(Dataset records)
- - -

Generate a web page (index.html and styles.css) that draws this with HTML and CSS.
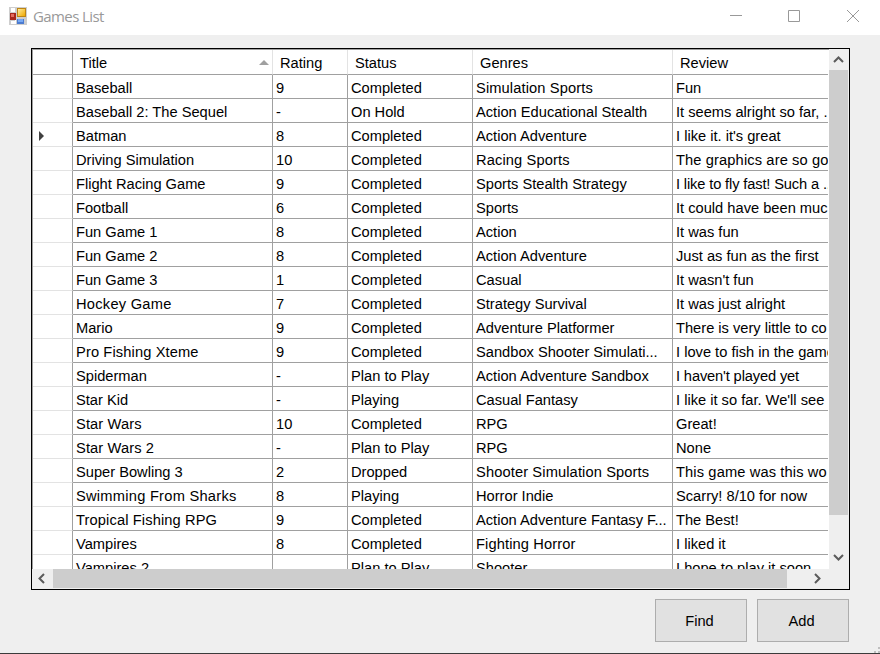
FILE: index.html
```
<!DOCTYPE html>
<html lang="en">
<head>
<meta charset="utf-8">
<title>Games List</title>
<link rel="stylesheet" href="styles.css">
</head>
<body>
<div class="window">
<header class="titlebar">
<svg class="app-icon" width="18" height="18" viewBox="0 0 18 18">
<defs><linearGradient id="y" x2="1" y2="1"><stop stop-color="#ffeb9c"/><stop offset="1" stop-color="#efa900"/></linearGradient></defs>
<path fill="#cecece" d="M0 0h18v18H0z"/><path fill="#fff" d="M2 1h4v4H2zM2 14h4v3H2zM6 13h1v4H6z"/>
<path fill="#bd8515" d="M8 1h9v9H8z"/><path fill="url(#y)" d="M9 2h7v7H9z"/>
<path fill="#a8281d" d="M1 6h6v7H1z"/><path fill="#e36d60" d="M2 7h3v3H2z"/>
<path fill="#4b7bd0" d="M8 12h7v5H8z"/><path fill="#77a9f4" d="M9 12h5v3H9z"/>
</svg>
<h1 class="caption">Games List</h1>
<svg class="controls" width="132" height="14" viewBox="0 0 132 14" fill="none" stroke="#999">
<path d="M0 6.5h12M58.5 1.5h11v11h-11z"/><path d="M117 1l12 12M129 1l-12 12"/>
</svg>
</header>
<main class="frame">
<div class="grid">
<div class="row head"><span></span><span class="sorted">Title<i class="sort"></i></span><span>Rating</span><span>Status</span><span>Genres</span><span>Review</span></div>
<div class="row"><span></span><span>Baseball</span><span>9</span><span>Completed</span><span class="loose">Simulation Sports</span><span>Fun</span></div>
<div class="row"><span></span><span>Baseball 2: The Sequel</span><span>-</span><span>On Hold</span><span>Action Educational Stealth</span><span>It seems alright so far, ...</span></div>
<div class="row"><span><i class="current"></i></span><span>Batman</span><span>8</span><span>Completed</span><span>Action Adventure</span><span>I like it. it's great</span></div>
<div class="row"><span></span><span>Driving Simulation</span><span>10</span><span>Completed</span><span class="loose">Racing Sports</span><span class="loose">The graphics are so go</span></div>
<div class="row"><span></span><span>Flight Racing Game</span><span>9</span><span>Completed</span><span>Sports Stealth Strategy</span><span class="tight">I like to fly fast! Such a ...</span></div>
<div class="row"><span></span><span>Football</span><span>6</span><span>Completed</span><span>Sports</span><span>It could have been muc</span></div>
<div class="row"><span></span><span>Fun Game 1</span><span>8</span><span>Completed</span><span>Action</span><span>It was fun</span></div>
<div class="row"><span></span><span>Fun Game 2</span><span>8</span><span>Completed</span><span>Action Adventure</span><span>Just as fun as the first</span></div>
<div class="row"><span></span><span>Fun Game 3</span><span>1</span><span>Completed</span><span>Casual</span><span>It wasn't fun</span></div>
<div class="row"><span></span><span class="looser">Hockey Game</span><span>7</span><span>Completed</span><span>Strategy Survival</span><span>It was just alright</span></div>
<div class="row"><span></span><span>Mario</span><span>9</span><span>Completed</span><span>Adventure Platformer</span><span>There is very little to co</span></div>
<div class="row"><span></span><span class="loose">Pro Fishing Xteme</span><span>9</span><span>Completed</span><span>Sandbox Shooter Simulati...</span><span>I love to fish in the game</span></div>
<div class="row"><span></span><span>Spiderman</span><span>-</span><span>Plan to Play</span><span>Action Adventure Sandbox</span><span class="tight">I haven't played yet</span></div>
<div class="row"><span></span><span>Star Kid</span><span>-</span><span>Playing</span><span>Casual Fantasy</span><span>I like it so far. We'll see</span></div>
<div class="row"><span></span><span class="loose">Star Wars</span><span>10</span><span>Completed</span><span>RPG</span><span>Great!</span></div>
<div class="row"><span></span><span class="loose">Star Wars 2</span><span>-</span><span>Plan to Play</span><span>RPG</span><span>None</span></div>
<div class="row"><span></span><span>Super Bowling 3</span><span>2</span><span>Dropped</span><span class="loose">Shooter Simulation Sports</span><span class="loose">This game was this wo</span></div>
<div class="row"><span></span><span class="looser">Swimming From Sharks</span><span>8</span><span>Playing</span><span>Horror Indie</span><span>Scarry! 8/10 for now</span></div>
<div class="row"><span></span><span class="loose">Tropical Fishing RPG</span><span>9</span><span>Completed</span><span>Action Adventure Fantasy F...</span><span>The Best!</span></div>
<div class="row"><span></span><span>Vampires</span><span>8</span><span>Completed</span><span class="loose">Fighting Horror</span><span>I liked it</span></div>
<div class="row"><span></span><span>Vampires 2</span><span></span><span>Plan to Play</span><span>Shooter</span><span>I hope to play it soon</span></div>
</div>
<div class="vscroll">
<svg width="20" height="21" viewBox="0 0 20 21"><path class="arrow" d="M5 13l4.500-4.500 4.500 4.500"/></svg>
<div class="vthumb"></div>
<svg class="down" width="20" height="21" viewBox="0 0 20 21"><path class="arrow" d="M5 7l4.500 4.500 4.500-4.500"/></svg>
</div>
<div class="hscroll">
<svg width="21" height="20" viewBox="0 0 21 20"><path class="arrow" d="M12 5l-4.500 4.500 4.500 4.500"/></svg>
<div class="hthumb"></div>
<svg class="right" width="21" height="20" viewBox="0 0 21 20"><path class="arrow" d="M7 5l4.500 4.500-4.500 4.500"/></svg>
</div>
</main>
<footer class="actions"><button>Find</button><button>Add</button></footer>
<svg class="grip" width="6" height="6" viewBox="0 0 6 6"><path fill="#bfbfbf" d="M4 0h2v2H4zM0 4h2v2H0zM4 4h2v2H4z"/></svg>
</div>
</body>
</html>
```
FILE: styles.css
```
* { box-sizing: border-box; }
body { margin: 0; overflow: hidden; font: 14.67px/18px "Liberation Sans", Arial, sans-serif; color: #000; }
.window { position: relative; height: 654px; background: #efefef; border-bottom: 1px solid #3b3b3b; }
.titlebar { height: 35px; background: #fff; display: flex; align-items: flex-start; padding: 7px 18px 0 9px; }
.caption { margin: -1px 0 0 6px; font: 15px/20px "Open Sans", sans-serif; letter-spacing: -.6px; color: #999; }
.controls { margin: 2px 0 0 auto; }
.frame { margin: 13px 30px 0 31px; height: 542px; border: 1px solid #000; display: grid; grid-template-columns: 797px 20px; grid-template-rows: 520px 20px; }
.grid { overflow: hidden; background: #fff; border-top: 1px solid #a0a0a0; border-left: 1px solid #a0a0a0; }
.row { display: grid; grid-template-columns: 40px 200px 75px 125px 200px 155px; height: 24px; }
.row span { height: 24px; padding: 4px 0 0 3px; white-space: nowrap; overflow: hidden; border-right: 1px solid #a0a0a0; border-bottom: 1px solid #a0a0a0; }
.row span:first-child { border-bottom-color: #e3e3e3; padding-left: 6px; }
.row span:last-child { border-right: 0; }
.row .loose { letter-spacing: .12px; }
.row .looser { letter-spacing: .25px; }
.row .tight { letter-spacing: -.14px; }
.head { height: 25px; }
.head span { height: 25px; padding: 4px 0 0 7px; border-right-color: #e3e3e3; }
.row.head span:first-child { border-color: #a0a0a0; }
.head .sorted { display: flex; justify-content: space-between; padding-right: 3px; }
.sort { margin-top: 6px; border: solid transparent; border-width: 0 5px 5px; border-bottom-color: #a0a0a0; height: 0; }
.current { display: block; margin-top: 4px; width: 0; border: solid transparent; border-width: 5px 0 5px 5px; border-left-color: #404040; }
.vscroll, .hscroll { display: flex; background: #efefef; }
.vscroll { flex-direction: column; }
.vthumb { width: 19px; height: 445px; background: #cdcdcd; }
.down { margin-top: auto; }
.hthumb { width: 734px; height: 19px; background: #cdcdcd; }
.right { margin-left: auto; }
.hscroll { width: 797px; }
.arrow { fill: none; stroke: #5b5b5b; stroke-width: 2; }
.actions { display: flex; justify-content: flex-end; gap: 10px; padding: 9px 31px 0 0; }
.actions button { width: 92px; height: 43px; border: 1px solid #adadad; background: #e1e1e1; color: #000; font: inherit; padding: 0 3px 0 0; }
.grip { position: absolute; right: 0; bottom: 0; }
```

- - -

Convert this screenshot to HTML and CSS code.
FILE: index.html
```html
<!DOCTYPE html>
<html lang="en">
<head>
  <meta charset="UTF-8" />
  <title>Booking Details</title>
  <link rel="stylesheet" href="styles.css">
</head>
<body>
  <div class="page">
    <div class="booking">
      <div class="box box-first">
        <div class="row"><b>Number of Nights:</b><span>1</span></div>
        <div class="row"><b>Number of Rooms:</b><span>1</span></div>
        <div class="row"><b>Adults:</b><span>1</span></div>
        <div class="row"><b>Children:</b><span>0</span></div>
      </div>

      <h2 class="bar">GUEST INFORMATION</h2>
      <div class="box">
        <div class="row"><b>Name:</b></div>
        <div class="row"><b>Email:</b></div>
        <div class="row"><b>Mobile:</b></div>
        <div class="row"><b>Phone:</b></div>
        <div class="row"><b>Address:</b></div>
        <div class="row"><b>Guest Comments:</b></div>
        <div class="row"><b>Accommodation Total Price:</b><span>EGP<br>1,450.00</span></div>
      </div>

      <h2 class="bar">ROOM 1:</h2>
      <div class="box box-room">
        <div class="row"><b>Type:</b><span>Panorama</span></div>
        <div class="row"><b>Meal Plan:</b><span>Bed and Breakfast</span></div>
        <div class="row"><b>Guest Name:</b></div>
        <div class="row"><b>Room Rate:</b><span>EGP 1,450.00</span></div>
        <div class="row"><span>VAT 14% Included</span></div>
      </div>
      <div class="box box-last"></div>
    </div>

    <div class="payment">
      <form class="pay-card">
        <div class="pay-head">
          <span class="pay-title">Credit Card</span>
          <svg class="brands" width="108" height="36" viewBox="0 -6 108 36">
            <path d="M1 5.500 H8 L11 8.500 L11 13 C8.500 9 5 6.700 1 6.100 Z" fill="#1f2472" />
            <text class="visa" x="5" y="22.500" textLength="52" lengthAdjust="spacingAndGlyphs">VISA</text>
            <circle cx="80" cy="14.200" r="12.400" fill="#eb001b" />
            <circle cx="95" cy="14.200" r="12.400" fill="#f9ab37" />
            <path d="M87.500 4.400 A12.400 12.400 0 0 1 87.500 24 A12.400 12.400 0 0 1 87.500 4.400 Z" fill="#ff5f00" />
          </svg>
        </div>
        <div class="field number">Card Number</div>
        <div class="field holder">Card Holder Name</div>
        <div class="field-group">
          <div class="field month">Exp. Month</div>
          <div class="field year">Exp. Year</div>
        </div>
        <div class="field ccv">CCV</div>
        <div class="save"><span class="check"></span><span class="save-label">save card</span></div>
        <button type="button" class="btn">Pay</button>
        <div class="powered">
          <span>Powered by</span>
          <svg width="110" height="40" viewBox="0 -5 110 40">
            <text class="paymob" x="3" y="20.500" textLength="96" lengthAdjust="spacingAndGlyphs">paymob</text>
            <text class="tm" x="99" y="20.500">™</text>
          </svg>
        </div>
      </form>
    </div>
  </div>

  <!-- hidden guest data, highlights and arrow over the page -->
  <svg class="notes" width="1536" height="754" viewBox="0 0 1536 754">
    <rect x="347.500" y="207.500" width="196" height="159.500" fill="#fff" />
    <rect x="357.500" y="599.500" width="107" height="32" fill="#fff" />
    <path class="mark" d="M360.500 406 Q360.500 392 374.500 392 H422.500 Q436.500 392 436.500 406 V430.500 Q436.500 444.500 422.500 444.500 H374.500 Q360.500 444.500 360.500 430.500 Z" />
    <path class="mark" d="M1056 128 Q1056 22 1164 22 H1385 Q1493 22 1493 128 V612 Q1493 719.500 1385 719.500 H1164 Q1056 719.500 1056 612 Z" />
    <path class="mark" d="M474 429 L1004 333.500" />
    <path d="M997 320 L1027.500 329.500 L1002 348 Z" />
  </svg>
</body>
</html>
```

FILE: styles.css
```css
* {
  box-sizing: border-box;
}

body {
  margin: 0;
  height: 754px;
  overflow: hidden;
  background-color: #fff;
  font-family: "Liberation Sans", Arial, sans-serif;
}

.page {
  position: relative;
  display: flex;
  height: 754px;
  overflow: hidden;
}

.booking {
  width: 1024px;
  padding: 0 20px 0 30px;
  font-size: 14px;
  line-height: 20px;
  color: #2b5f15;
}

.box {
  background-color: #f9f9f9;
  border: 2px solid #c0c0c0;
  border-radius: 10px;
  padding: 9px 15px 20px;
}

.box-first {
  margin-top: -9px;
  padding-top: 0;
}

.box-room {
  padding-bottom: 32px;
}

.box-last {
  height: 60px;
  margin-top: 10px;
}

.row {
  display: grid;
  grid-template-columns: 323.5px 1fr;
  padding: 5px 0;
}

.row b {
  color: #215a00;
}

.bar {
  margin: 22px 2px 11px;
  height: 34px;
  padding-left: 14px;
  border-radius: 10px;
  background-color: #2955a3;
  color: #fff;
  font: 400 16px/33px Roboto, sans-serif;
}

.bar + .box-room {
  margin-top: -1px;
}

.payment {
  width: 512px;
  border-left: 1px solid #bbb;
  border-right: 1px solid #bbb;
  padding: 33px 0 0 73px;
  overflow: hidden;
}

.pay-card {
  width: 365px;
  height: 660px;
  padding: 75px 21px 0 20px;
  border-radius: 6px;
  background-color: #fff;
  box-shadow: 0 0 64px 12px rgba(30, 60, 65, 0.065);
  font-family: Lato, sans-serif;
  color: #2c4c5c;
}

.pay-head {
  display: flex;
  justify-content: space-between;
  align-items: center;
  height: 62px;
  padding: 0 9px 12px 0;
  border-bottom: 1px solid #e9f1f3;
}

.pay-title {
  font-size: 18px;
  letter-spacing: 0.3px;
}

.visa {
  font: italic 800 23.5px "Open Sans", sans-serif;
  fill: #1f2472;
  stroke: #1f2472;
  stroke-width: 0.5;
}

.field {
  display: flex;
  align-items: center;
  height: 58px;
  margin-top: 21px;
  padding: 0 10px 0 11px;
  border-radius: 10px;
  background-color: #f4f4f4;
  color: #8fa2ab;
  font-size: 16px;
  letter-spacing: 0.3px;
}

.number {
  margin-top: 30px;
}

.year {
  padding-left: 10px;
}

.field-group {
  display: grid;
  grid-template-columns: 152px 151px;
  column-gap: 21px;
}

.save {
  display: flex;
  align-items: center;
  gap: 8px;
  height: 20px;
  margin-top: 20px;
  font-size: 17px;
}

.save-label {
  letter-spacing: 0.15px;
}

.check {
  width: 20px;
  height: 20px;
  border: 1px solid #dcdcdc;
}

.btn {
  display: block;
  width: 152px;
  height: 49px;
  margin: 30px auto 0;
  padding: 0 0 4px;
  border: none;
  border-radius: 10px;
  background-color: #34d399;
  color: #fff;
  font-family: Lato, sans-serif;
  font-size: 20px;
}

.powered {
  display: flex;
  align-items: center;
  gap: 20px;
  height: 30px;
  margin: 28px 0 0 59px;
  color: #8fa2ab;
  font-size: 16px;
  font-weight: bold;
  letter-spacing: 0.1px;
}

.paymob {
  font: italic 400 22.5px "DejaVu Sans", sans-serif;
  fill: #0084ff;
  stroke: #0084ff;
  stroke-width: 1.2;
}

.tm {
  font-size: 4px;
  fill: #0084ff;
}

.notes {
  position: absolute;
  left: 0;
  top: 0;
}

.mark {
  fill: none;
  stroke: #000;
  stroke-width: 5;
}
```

- - -

**TO DO**.
Search the data above for the string "styles" and copy each line that has it.

**TASK RESPONSE**.
Generate a web page (index.html and styles.css) that draws this with HTML and CSS.
<link rel="stylesheet" href="styles.css">
FILE: styles.css
  <link rel="stylesheet" href="styles.css">
FILE: styles.css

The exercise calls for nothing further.